A tale of file sizes

Wed 15 November 2017 | tags: Scientific Computing, R, -- (permalink)

I have recently helped a PhD student read and merge about 150 CSV files. I used R, but the student wanted to use Stata later, so I used the haven package to export to the Stata 14 native file format.

There is nothing to report about the process everything was quick and easy and worked as expected. But I noticed that .dta file (Stata file) was substantially larger than the original data. The original data CSV files were a little above 8GB, the consolidated R file was about 1.3GB (no surprises here as R saves the files in a compressed format) but the Stata file was 33.7GB.

I was surprised that the Stata file format was four times the original CSV file size and suspected that this could be a problem due to the function I used to create the file (write_dta function from the haven package), or just a feature of this file type.

All data formats are different regarding what they try to optimise; some formats are tuned for reading speed, others for writing speed, others yet for file size, etc. The performance of these file formats can depend upon the hardware used (amount of RAM or if you have an SSD or an HD disk) and the type of data the file contains.
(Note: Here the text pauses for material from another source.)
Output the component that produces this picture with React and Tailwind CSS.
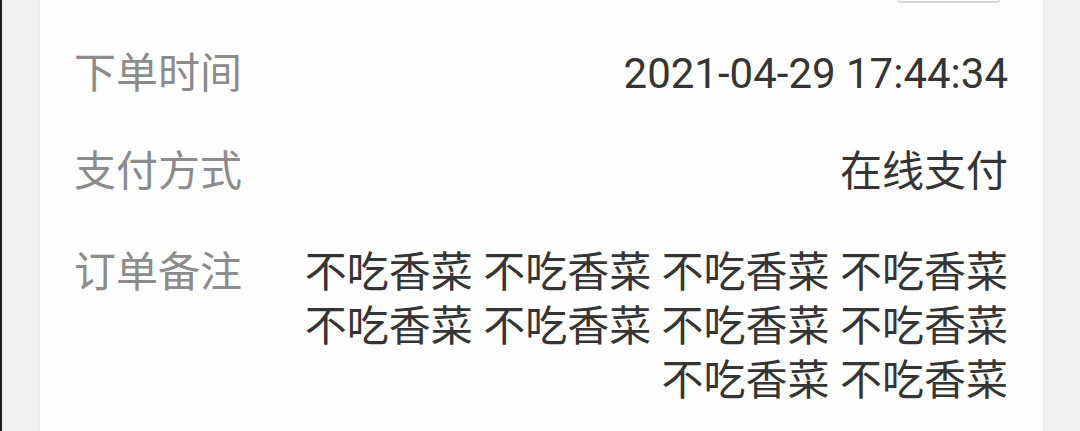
export default function App() {
  const notes = Array.from({ length: 10 }, () => "不吃香菜").join(" ");
  const font = { fontFamily: "Roboto, 'Noto Sans CJK SC', sans-serif" };
  return (
    <div
      className="flex h-[431px] w-[1080px] overflow-hidden bg-[#f1f1f1]"
      style={font}
    >
      <div className="w-[2px] shrink-0 bg-[#1c1c1c]" />
      <div className="ml-[38px] w-[1003px] shrink-0 bg-[#fefefe] pl-[34px] pr-[35px] shadow-[0_0_4px_rgba(0,0,0,0.04)]">
        {/* bottom edge of the action button in the section above */}
        <div className="flex justify-end pr-[8px]">
          <div className="h-[3px] w-[102px] rounded-b-[8px] border-x border-b-2 border-[#d6d6d6]" />
        </div>
        <div className="pt-[21px]">
          <div className="flex items-start justify-between py-[23px] leading-[54px]">
            <span className="shrink-0 text-[42px] text-[#8c8c8c]">下单时间</span>
            <span className="text-[42px] text-[#353535]">2021-04-29 17:44:34</span>
          </div>
          <div className="flex items-start justify-between pb-[24px] pt-[21px] leading-[54px]">
            <span className="shrink-0 text-[42px] text-[#8c8c8c]">支付方式</span>
            <span className="text-[42px] text-[#353535]">在线支付</span>
          </div>
          <div className="flex items-start justify-between py-[23px] leading-[54px]">
            <span className="shrink-0 text-[42px] text-[#8c8c8c]">订单备注</span>
            <p className="w-[704px] text-right text-[42px] text-[#353535]">{notes}</p>
          </div>
        </div>
      </div>
    </div>
  );
}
I’ve asked a local Stata genius at my school (Miguel Portela) what was going on and he told me that if the file contains strings, Stata is going to produce a file with a larger size than the original data.

We made some tests on the same hardware and Stata was able to read the file (in its native format) more quickly than R can read the file using its native format (both compressed an uncompressed). So Stata is optimising its format for reading speed, and R native format is optimised for file size.

In R there several different file formats that are optimised for reading speed, such as fst or feather. When using my computer, I was able to get a substantial speed gain with the feather file format for this particular file.

In R you get to choose between the file size or file read/write speeds, and the differences can be substantial for very large files.